Many of the Google tools have increased their position as compared to the previous year with YouTube, Drive/Docs and Search in second, third and fourth place, respectively. Despite being mostly ignored by the general public Google+ has been able to strengthen its position, which is probably due to its hangout feature which offers videoconferencing for up to ten participants as well as live streaming on YouTube and the web. Having said that, I have to confess myself as strong believer in the superiority of Google+ over other social networks.

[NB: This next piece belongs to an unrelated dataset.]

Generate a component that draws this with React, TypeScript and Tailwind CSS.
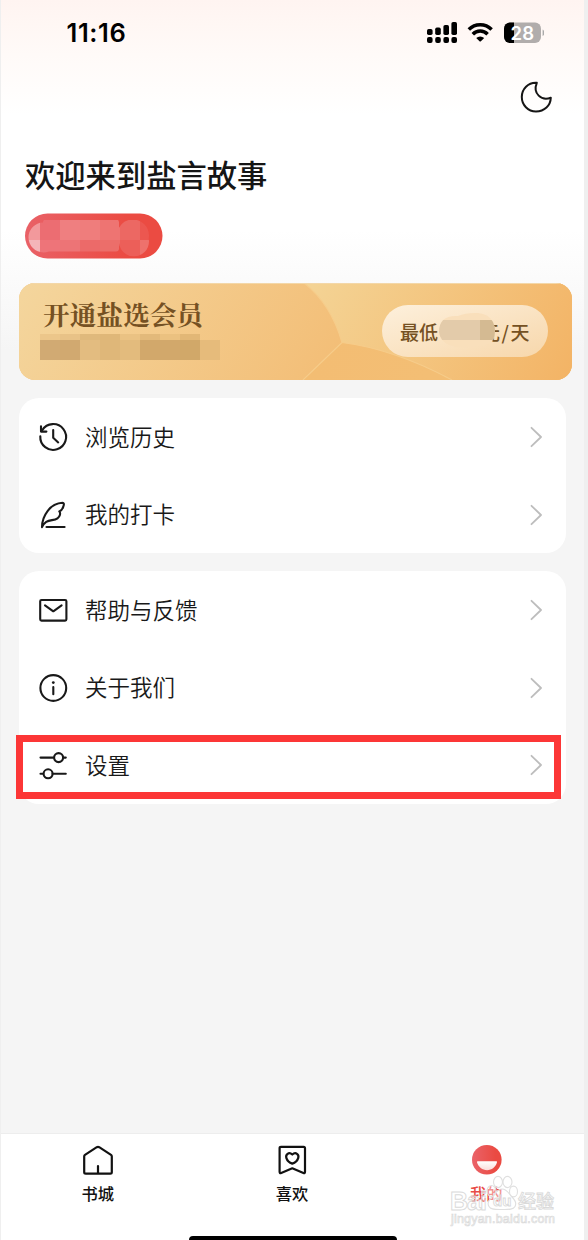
import type { ReactNode } from "react";

const sans = "font-['Noto_Sans_CJK_SC','Noto_Sans',sans-serif]";

function Glyph({ children, size = 32, width = 2.2 }: { children: ReactNode; size?: number; width?: number }) {
  return (
    <svg width={size} height={size} viewBox="0 0 32 32" fill="none" stroke="currentColor" strokeWidth={width} strokeLinecap="round" strokeLinejoin="round" className="shrink-0">
      {children}
    </svg>
  );
}

const historyIcon = (
  <Glyph width={2.1}>
    <path d="M5.2 9.2A12.9 12.9 0 1 1 3.3 15.2" />
    <path d="M4 5.2v5.4h5.4" />
    <path d="M16.2 9v7.800l5 4.600" />
  </Glyph>
);

const quillIcon = (
  <Glyph width={2.1}>
    <path d="M5 28.200c0-11 8-24 20.500-24.400c1.600 0 1.600 1.500 1 3.200c-.8 2.400-1.200 4.400-4.200 5.400c1.700 2 .5 5.400-1.800 7c-3.400 2.400-7.400 1-11.300 3.400c-2 1.300-3.200 3-4.200 5.400Z" />
    <path d="M9.500 28H27.600" />
  </Glyph>
);

const mailIcon = (
  <Glyph width={2.1}>
    <rect x="3.200" y="6" width="26.200" height="20.600" rx="1.300" />
    <path d="M8 11.400l8.300 5.900l8.300-5.900" />
  </Glyph>
);

const infoIcon = (
  <Glyph width={2.1}>
    <circle cx="16.300" cy="16" r="12.900" />
    <path d="M16.300 15v7.200" />
    <circle cx="16.300" cy="10.600" r="1.400" fill="currentColor" stroke="none" />
  </Glyph>
);

const slidersIcon = (
  <Glyph width={2.1}>
    <path d="M3.500 8.600h13.200M26.200 8.600h2.600M3.500 24.800h2.600M15.600 24.800h13.200" />
    <circle cx="21.600" cy="8.600" r="4.500" />
    <circle cx="11.100" cy="24.800" r="4.500" />
  </Glyph>
);

function Row({ icon, label }: { icon: ReactNode; label: string }) {
  return (
    <div className="flex h-[77.8px] items-center pl-[18px] pr-5 text-[#191919]">
      {icon}
      <span className="mb-0.5 ml-4 flex-1 text-[22.5px] leading-none font-[350]">{label}</span>
      <svg width="12" height="22" viewBox="0 0 12 22" fill="none" stroke="#bdbdbd" strokeWidth="1.8" strokeLinecap="round" strokeLinejoin="round" className="mr-1">
        <path d="M1.5 1.8L11 11L1.5 20.2" />
      </svg>
    </div>
  );
}

function StatusBar() {
  return (
    <header className="flex h-[66px] items-center justify-between pl-[65.5px] pr-10">
      <span className="font-['Inter',sans-serif] text-[25.5px] leading-none font-semibold tracking-[0.6px] text-black">11:16</span>
      <svg width="118" height="24" viewBox="426 21 118 24">
        <g fill="#000">
          <rect x="427" y="29" width="5.6" height="6" rx="1.7" />
          <rect x="435.2" y="27.5" width="5.6" height="7.5" rx="1.7" />
          <rect x="443.4" y="25" width="5.6" height="10" rx="1.7" />
          <rect x="451.4" y="22" width="5.6" height="13" rx="1.7" />
          <rect x="427" y="37" width="5.6" height="6" rx="2" />
          <rect x="435.2" y="37" width="5.6" height="6" rx="2" />
          <rect x="443.4" y="37" width="5.6" height="6" rx="2" />
          <rect x="451.4" y="37" width="5.6" height="6" rx="2" />
        </g>
        <g fill="none" stroke="#000" strokeWidth="3.5">
          <path d="M468.8 29.6A16 16 0 0 1 491.6 29.6" />
          <path d="M472.8 34.2A10.4 10.4 0 0 1 487.6 34.2" />
        </g>
        <path d="M476.2 38A5.8 5.8 0 0 1 484.2 38L480.9 41.2Q480.2 41.9 479.5 41.2Z" />
        <clipPath id="battery"><rect x="504" y="22.5" width="37" height="20.5" rx="6" /></clipPath>
        <g clipPath="url(#battery)">
          <rect x="504" y="22" width="38" height="22" fill="#b1adac" />
          <rect x="504" y="22" width="10" height="22" fill="#000" />
        </g>
        <path d="M542.6 29.5q2 1 2 3.2t-2 3.2Z" fill="#aaa" />
        <text x="522.3" y="39.5" textAnchor="middle" fill="#fff" fontSize="18.5" fontWeight="600" fontFamily="Inter, sans-serif">28</text>
      </svg>
    </header>
  );
}

const tagTiles: [number, number, string][] = [
  [20, 220, "#f2999c"], [40, 220, "#ec6d72"], [60, 220, "#ef7f80"], [80, 220, "#ef7d7c"], [100, 220, "#ee7472"], [120, 220, "#ec6863"], [140, 220, "#ec5750"],
  [20, 240, "#f4b5b9"], [40, 240, "#ee7479"], [60, 240, "#ed7476"], [80, 240, "#ec6a69"], [100, 240, "#ec6e6a"], [120, 240, "#ec5f59"], [140, 240, "#ee716c"],
];

function NameTag() {
  return (
    <svg width="138" height="46" viewBox="25 213.5 138 46" className="ml-6">
      <defs>
        <linearGradient id="tag" x1="0" y1="0" x2="1" y2="0">
          <stop offset="0" stopColor="#e96167" />
          <stop offset="0.75" stopColor="#eb4b42" />
          <stop offset="1" stopColor="#eb4b42" />
        </linearGradient>
        <clipPath id="smudge">
          <circle cx="43.5" cy="238" r="15" />
          <rect x="43" y="220" width="76" height="32" rx="3" />
          <circle cx="133" cy="236" r="16" />
          <circle cx="134" cy="242" r="15" />
        </clipPath>
      </defs>
      <rect x="25" y="214" width="137.5" height="45" rx="22.5" fill="url(#tag)" />
      <g clipPath="url(#smudge)" shapeRendering="crispEdges">
        {tagTiles.map(([x, y, c]) => (
          <rect key={`${x}-${y}`} x={x} y={y} width="20" height="20" fill={c} />
        ))}
      </g>
    </svg>
  );
}

const lineTiles = ["#d1aa73", "#d1a970", "#e3bc80", "#dfb779", "#e3bb7d", "#d2a86b", "#d2a86b", "#d1a869", "#e6bb7b"];
const faintTiles = ["#ecc68a", "#e8c287", "#dfb97c", "#dfb778", "#eac283", "#e2b97a", "#ebc180", "#e2b776"];

function MemberBanner() {
  return (
    <section className="relative ml-[18px] flex h-[97px] w-[553px] items-center justify-between overflow-hidden rounded-2xl bg-[#f3c47f]">
      <svg width="553" height="97" viewBox="19 283 553 97" className="absolute inset-0">
        <defs>
          <linearGradient id="goldLeft" gradientUnits="userSpaceOnUse" x1="40" y1="270" x2="290" y2="430">
            <stop offset="0" stopColor="#f4d59c" />
            <stop offset="1" stopColor="#f3be77" />
          </linearGradient>
          <linearGradient id="goldRight" gradientUnits="userSpaceOnUse" x1="320" y1="270" x2="560" y2="390">
            <stop offset="0" stopColor="#f4d394" />
            <stop offset="1" stopColor="#f3b466" />
          </linearGradient>
          <linearGradient id="goldLow" gradientUnits="userSpaceOnUse" x1="320" y1="345" x2="430" y2="380">
            <stop offset="0" stopColor="#f3bd73" />
            <stop offset="1" stopColor="#f3be74" />
          </linearGradient>
        </defs>
        <rect x="19" y="283" width="553" height="97" fill="url(#goldLeft)" />
        <path d="M304 283Q331 304 342 342.5L303 380H572V283Z" fill="url(#goldRight)" />
        <path d="M303 380L342 342.5Q394 349 452 380Z" fill="url(#goldLow)" />
        <path d="M304 283Q331 304 342 342.5L303 380M342 342.5Q394 349 452 380" fill="none" stroke="#f6cc8a" strokeWidth="1.1" />
        <path d="M19 283.5H572" stroke="#f3d7a8" />
        <g shapeRendering="crispEdges">
          {faintTiles.map((c, i) => (
            <rect key={i} x={40 + i * 20} y="334" width="20" height="6" fill={c} />
          ))}
          {lineTiles.map((c, i) => (
            <rect key={i} x={40 + i * 20} y="340" width="20" height="20" fill={c} />
          ))}
        </g>
      </svg>
      <h2 className="relative -mt-[34px] ml-6 font-['Noto_Serif_CJK_SC','Noto_Sans_CJK_SC',serif] text-[26.7px] leading-none font-bold text-[#755123]">开通盐选会员</h2>
      <div className="relative mr-6 mb-px h-[52px] w-[166px] overflow-hidden rounded-full bg-linear-to-br from-[#fdf0dc] to-[#f7d7ab]">
        <div className="flex h-full items-center justify-between pl-[18px] pr-[17px] text-[19px] leading-none font-medium text-[#755123]">
          <span>最低</span>
          <span className="tracking-[1.5px]">元/天</span>
        </div>
        <svg width="166" height="52" viewBox="382 305 166 52" className="absolute inset-0">
          <clipPath id="price"><path d="M439 332Q439 315 458 316Q466 312.500 478 313Q489 314 493 322Q497 331 493 340Q489 346 478 346Q461 350 449 345Q440 341 439 332Z" /></clipPath>
          <g clipPath="url(#price)" shapeRendering="crispEdges">
            <rect x="438" y="312" width="60" height="38" fill="#f9dfbb" />
            <rect x="438" y="320" width="42" height="20" fill="#e3cbaa" />
            <rect x="480" y="320" width="18" height="20" fill="#d4ba92" />
          </g>
        </svg>
      </div>
    </section>
  );
}

function Tab({ icon, label, active }: { icon: ReactNode; label: string; active?: boolean }) {
  return (
    <div className={`flex flex-1 flex-col items-center text-[16.3px] leading-none font-medium ${active ? "text-[#e94c48]" : "text-[#111]"}`}>
      {icon}
      <span className="mt-[9px] mr-px">{label}</span>
    </div>
  );
}

function Watermark() {
  return (
    <svg width="112" height="58" viewBox="448 1172 112 58" className="absolute top-[1172px] left-[447px]">
      <g fill="#fff" fillOpacity="0.4" stroke="#dfdfdf" strokeWidth="1.1">
        <ellipse cx="491.500" cy="1191" rx="4.5" ry="5.5" />
        <ellipse cx="498" cy="1182" rx="4.5" ry="5.6" />
        <ellipse cx="507.500" cy="1182" rx="4.5" ry="5.6" />
        <ellipse cx="513.5" cy="1191.500" rx="4" ry="5.4" />
        <path d="M502 1189c5 0 7 5 10 8s5 6 3 9.500s-7 3-13 3s-11 .5-13-3s0-7 3-9.500s5-8 10-8Z" />
      </g>
      <g fontFamily="'Liberation Sans', sans-serif" fontWeight="700" fill="#fff" fillOpacity="0.35" stroke="#dadada" strokeWidth="0.9">
        <text x="450" y="1209.500" fontSize="25" textLength="37">Bai</text>
        <text x="493" y="1206" fontSize="15">du</text>
        <text x="518" y="1208" fontSize="18" fontFamily="'Noto Sans CJK SC', sans-serif" fontWeight="500" textLength="36">经验</text>
        <text x="451" y="1222.500" fontSize="12.500" strokeWidth="0.7" fontWeight="400" textLength="104">jingyan.baidu.com</text>
      </g>
    </svg>
  );
}

export default function App() {
  return (
    <div className={`relative flex h-[1240px] w-[588px] flex-col overflow-hidden border-r-4 border-l border-[#efefef] bg-[#f5f5f5] ${sans}`}>
      <main className="flex h-[1133px] flex-col bg-[linear-gradient(180deg,#fff4f1_0px,#fff7f4_25px,#fffaf8_55px,#fffdfc_90px,#fff_115px,#fff_230px,#f5f5f5_350px)]">
        <StatusBar />
        <div className="flex h-[62px] justify-end pr-[31px]">
          <svg width="34" height="34" viewBox="519 80 34 34" fill="none" stroke="#151515" strokeWidth="2" strokeLinejoin="round" className="mt-3.5">
            <path d="M536.8 82.8C528 82.200 521.800 89.200 521.800 97C521.800 105 528 111.400 536 111.400C544.400 111.400 550.600 105.500 550.800 97.700C541.500 101.300 532.500 93.500 536.800 82.800Z" />
          </svg>
        </div>
        <div className="flex h-[85px] items-center">
          <h1 className="mt-2 ml-6 text-[30.3px] leading-none font-medium text-[#151515]">欢迎来到盐言故事</h1>
        </div>
        <div className="h-[70px]"><NameTag /></div>
        <MemberBanner />
        <section className="mt-[18px] ml-[18px] h-[155px] w-[547px] rounded-[20px] bg-white">
          <Row icon={historyIcon} label="浏览历史" />
          <Row icon={quillIcon} label="我的打卡" />
        </section>
        <section className="mt-[18px] ml-[18px] h-[233px] w-[547px] rounded-[20px] bg-white">
          <Row icon={mailIcon} label="帮助与反馈" />
          <Row icon={infoIcon} label="关于我们" />
          <Row icon={slidersIcon} label="设置" />
        </section>
      </main>
      <div className="absolute top-[735px] left-[15px] h-16 w-[545px] border-[7px] border-[#fc3636]" />
      <nav className="flex h-[107px] border-t border-[#ededed] bg-white pt-2.5">
        <Tab
          label="书城"
          icon={
            <Glyph>
              <path d="M2.200 12.500Q2.200 11.400 3 10.800L14.800 3.200Q16 2.500 17.200 3.200L29 10.800Q29.800 11.400 29.800 12.500V28.200Q29.800 29.600 28.200 29.600H3.800Q2.200 29.600 2.200 28.200Z" />
              <path d="M16 22V29" />
            </Glyph>
          }
        />
        <Tab
          label="喜欢"
          icon={
            <Glyph>
              <path d="M3.600 4.200Q3.600 2.800 5 2.800H27.600Q29 2.800 29 4.200V27.800Q29 29.600 27.400 28.900L16.300 24.300L5.200 28.900Q3.600 29.600 3.600 27.800Z" />
              <path d="M16.300 10.500C12.800 7.400 9.300 10.600 10.400 14.100C11.200 16.600 14.100 18.900 16.300 19.600C18.500 18.900 21.400 16.600 22.200 14.100C23.300 10.600 19.800 7.400 16.300 10.500Z" />
            </Glyph>
          }
        />
        <Tab
          active
          label="我的"
          icon={
            <svg width="32" height="32" viewBox="0 0 32 32">
              <defs>
                <linearGradient id="face"><stop stopColor="#ea6369" /><stop offset="0.8" stopColor="#ea4a42" /></linearGradient>
                <linearGradient id="smile" x1="0" y1="0" x2="0" y2="1"><stop stopColor="#fff" /><stop offset="1" stopColor="#fbdcda" /></linearGradient>
              </defs>
              <circle cx="15.800" cy="15.700" r="14.800" fill="url(#face)" />
              <path d="M6.800 17.200H25.300Q26.300 17.200 26 18.300C24.800 23 20.800 26.200 16.100 26.200S7.300 23 6 18.300Q5.800 17.200 6.800 17.200Z" fill="url(#smile)" />
            </svg>
          }
        />
      </nav>
      <Watermark />
      <div className="absolute top-[1236px] left-[188px] h-2 w-[208px] rounded-full bg-black" />
    </div>
  );
}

Google Translate also has made its entry into the list of most popular tools (ranked 57th). That shows that educators finally start to take the tool seriously after having mostly made fun of it. Google has also been improving its mobile app, which now offers an impressive list of specs, including speech input, text to speech, handwriting input and a conversation mode.
I expect Google tools to become even more popular in education by the end of 2013. Some Google technologies to watch out for:
- Nexus devices for mobile learning: aggressively priced cutting edge technology with the fastest android upgrades. Android has so far been rather marginal in 1:1 mobile learning - the Nexus 7 and Nexus 10 tablets might be real game-changers here.
- Chromebooks: at $249/latest models and serving most eLearning needs these devices might spell the comeback of the netbook
- Google offline office/docs client: with the acquisition of Quickoffice last summer Google might finally offer offline editing of Google documents both on mobile devices and PCs.
- Further integration of existing services such as search, translate, maps, voice recognition, image recognition, text to speech and hangouts in gmail, docs, maps, blogger, sites and android.